# Difficulty with micro registration! PLEASE HELP!!!!



## daquito94 (Sep 10, 2017)

Hi,

I have recently bought the micro registration for the riley hopkins 4 in 1 press from Ryonet! I was really excited to get this up and running for a job that i needed to complete. Following the video that Ryont has on youtube i was able to change out the old arm for the new arm that contained the Micros. 

Doing my first job i am having trouble actually getting the screens to stay in registration. I would line up my two color job correctly to the artwork i lay out on the platon but once i do and begin working, i would lift the screen up and back down and my alignment would shift. I have been trying to fix this and have had no luck. I am ruining shirts and more specifically wasting my time. I really really need help please! I have aligned the art, microed it in, locked the mechanisms, and dotted my t's and crossed my eyes. I have no idea what i am doing wrong and its soo frustrating that i can't get these colors two line up. I have been working at this for too long and i need help!


----------



## Industryps (Aug 9, 2016)

It's hard to say what may be causing your issue without being able to see what's going on. After watching the video, I would say you need to make sure every nut and bolt used on the press head needs to be as tight as possible without stripping the nuts. There's a lot of movable parts there and you need to make sure everything is nice and tight. 
Have you tried this- 
•Lower one screen and pull a print. Flash your print and lay the same screen down on the print and see how it lines up.
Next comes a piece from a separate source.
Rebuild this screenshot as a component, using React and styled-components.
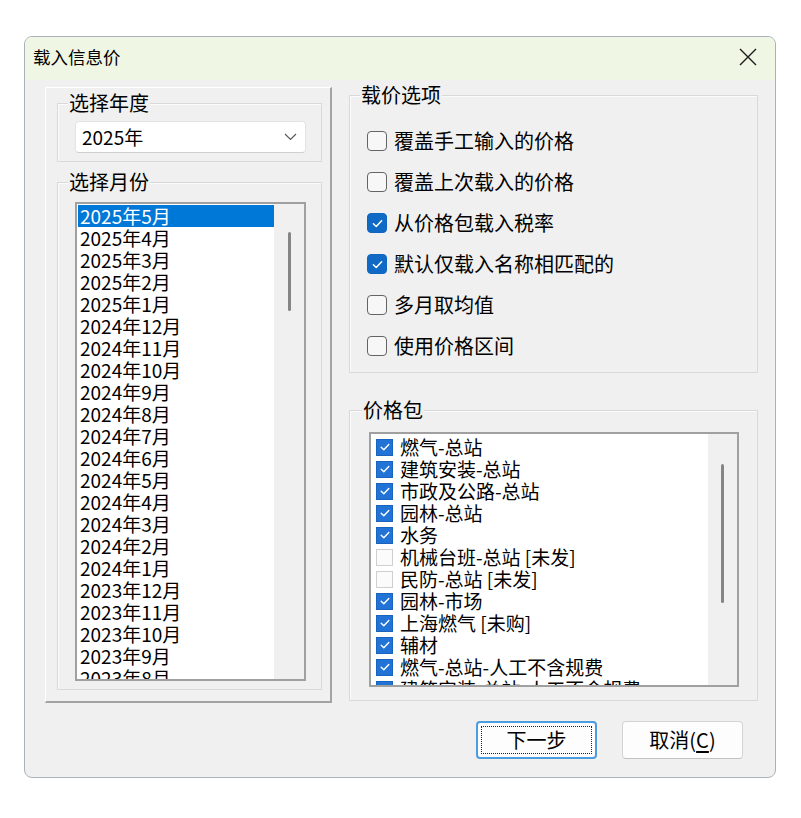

Sometimes on these entry level presses you have to make some adjustments to make sure the head locks down to the same spot every-time.
• Are you burning your screens in the same location for every color used in the design? 
• Are your screens the same tension for both screens? If you have two screens with two different tensions (the tightness of the screen), you'll never get them to line up properly because one screen will always stretch out because of the printing pressure.


----------



## daquito94 (Sep 10, 2017)

Thank you so much for your reply. I am going to try this and hope it works out correctly! Great point.


----------